Spurrier riffing on Nextwave is a lot of fun. Marvel Zombies #2 isn’t as good as that source material, but literally no comic is. Elsa’s behavior is brash, bold, and cold to the point of absurdity. That over-the-top approach to characterization works in this setting and with these characters. It allows jokes about explodo and improperly touching a zombie to really function. That silliness also makes attempts at adding pathos with a child fall flat. It’s a tonal shift that never really connects, and Spurrier lacks the ability to make this mysterious kid connect. The little bald boy feels like a prop of plot rather than a person throughout the entire issue.
The bombed-out wasteland inhabited by the zombies doesn’t provide much visual flair. It’s a standard post-apocalyptic set of backgrounds that could be swapped out for Terminators or any other destructive force du jour.

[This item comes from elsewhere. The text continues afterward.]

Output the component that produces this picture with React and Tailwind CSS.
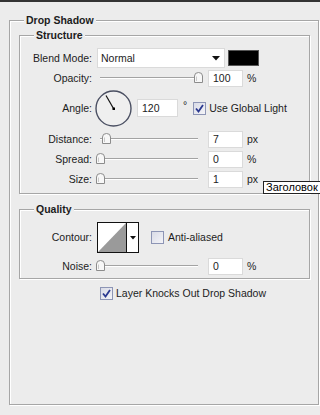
import { useState } from "react";

const etched = "border border-[#a6a6a6] shadow-[inset_1px_1px_0_#fff,1px_1px_0_#fff]";

function GroupBox({ title, className, bodyClass, children }) {
  return (
    <div className={`${etched} ${className}`}>
      <div className="-mt-[8px] -mb-[6px] h-[14px] flex">
        <div className="w-[14px] shrink-0" />
        <div className="px-[2px] bg-[#ececec] font-bold leading-[14px] whitespace-nowrap">{title}</div>
      </div>
      <div className={bodyClass}>{children}</div>
    </div>
  );
}

function Label({ children }) {
  return <span className="w-[72px] shrink-0 text-right">{children}</span>;
}

function Slider({ value }) {
  return (
    <div className="relative w-[106px] h-[12px] shrink-0">
      <div className="absolute left-[4px] right-[4px] top-[5px] h-[2px] border-t border-[#a3a3a3] border-b border-b-white" />
      <svg
        width="9"
        height="11"
        viewBox="0 0 9 11"
        className="absolute top-0"
        style={{ left: `${4 + value * 0.98 - 4.5}px` }}
      >
        <path d="M0.5 10.5 V4 Q0.5 0.5 4.5 0.5 Q8.5 0.5 8.5 4 V10.5 Z" fill="#f7f7f7" stroke="#8c8c8c" />
        <path d="M2.5 9 V4.5" stroke="#c9c9c9" />
      </svg>
    </div>
  );
}

function Field({ value, width = "w-[35px]", height = "h-[17px]" }) {
  return (
    <div className={`${width} ${height} shrink-0 bg-white border border-[#dadada] flex items-center pl-[4px]`}>
      {value}
    </div>
  );
}

function Checkbox({ checked }) {
  return (
    <div className="w-[13px] h-[13px] shrink-0 border border-[#8d95b5] bg-gradient-to-br from-[#d9dbe6] to-[#f4f4f8] flex items-center justify-center">
      {checked && (
        <svg width="9" height="9" viewBox="0 0 9 9">
          <path d="M1 4.5 L3.5 7.5 L8 1" fill="none" stroke="#2b3990" strokeWidth="1.8" />
        </svg>
      )}
    </div>
  );
}

function SliderRow({ label, value, unit }) {
  return (
    <div className="flex items-center h-[20px]">
      <Label>{label}</Label>
      <div className="ml-[4px]">
        <Slider value={value} />
      </div>
      <div className="ml-[6px]">
        <Field value={value} />
      </div>
      <span className="ml-[4px]">{unit}</span>
    </div>
  );
}

export default function App() {
  const [useGlobal] = useState(true);

  return (
    <div className="relative w-[320px] h-[415px] overflow-hidden bg-[#ececec] border-t-2 border-[#333] pt-[18px] pl-[9px] font-['Liberation_Sans',Arial,sans-serif] text-[10.5px] leading-[13px] text-[#1c1c1c]">
      <GroupBox title="Drop Shadow" className="w-[310px] h-[385px]" bodyClass="pl-[9px] pt-[14px]">
        <GroupBox title="Structure" className="w-[291px] h-[159px]" bodyClass="pt-[12px]">
          <div className="flex items-center h-[20px]">
            <Label>Blend Mode:</Label>
            <div className="ml-[5px] w-[128px] h-[20px] bg-white border border-[#dadada] flex items-center justify-between pl-[3px] pr-[4px]">
              <span>Normal</span>
              <svg width="8" height="5" viewBox="0 0 8 5">
                <path d="M0 0 H8 L4 4.5 Z" fill="#111" />
              </svg>
            </div>
            <div className="ml-[3px] w-[31px] h-[16px] bg-black border border-[#555]" />
          </div>
          <SliderRow label="Opacity:" value={100} unit="%" />
          <div className="flex items-center h-[40px]">
            <Label>Angle:</Label>
            <svg width="37" height="37" viewBox="0 0 37 37" className="ml-[3px] shrink-0">
              <circle cx="18.5" cy="18.5" r="17.5" fill="#efefef" stroke="#4a4f62" strokeWidth="1.4" />
              <line x1="18.5" y1="18.5" x2="11" y2="5.5" stroke="#111" strokeWidth="1.2" />
              <rect x="17.5" y="17.5" width="2.5" height="2.5" fill="#000" />
            </svg>
            <div className="ml-[5px]">
              <Field value={120} width="w-[41px]" height="h-[18px]" />
            </div>
            <span className="ml-[5px] self-start mt-[11px]">°</span>
            <div className="ml-[6px]">
              <Checkbox checked={useGlobal} />
            </div>
            <span className="ml-[3px]">Use Global Light</span>
          </div>
          <div className="mt-[1px]">
            <SliderRow label="Distance:" value={7} unit="px" />
            <SliderRow label="Spread:" value={0} unit="%" />
            <SliderRow label="Size:" value={1} unit="px" />
          </div>
        </GroupBox>

        <GroupBox title="Quality" className="mt-[15px] w-[291px] h-[70px]" bodyClass="pt-[12px]">
          <div className="flex items-center h-[31px]">
            <Label>Contour:</Label>
            <div className="ml-[5px] w-[42px] h-[31px] border border-[#111] bg-white flex">
              <svg width="28" height="29" viewBox="0 0 28 29" className="shrink-0">
                <path d="M0 29 L28 0 V29 Z" fill="#9a9a9a" />
              </svg>
              <div className="flex-1 border-l border-[#111] flex items-center justify-center">
                <svg width="6" height="4" viewBox="0 0 6 4">
                  <path d="M0 0 H6 L3 3.5 Z" fill="#111" />
                </svg>
              </div>
            </div>
            <div className="ml-[12px]">
              <Checkbox checked={false} />
            </div>
            <span className="ml-[4px]">Anti-aliased</span>
          </div>
          <div className="mt-[3px]">
            <SliderRow label="Noise:" value={0} unit="%" />
          </div>
        </GroupBox>

        <div className="mt-[7px] ml-[81px] flex items-center h-[14px]">
          <Checkbox checked />
          <span className="ml-[3px]">Layer Knocks Out Drop Shadow</span>
        </div>
      </GroupBox>

      <div className="absolute left-[263px] top-[179px] h-[13px] w-[70px] bg-white border border-[#222] pl-[2px] flex items-center text-black text-[11px]">
        Заголовок
      </div>
    </div>
  );
}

Walker’s depiction of the zombies though is much more fun. M.O.D.O.K. is always fun to see depicted in new ways, and Walker makes the enormous head simultaneously playful and gross. He also brings out Bloodstone’s bravado in well planned poses, although her age shifts occasionally between scenes.
Marvel Zombies isn’t a series that I expect to inspire inordinate amounts of enthusiasm or distinct memories. It’s a mini-series that grasps what it is, and plays to those strengths portraying a weird, funny romp in an increasingly absurd premise. There’s a lot of silliness to be found in Spurrier and Walker’s conception, and that is the absolute best thing they can do here.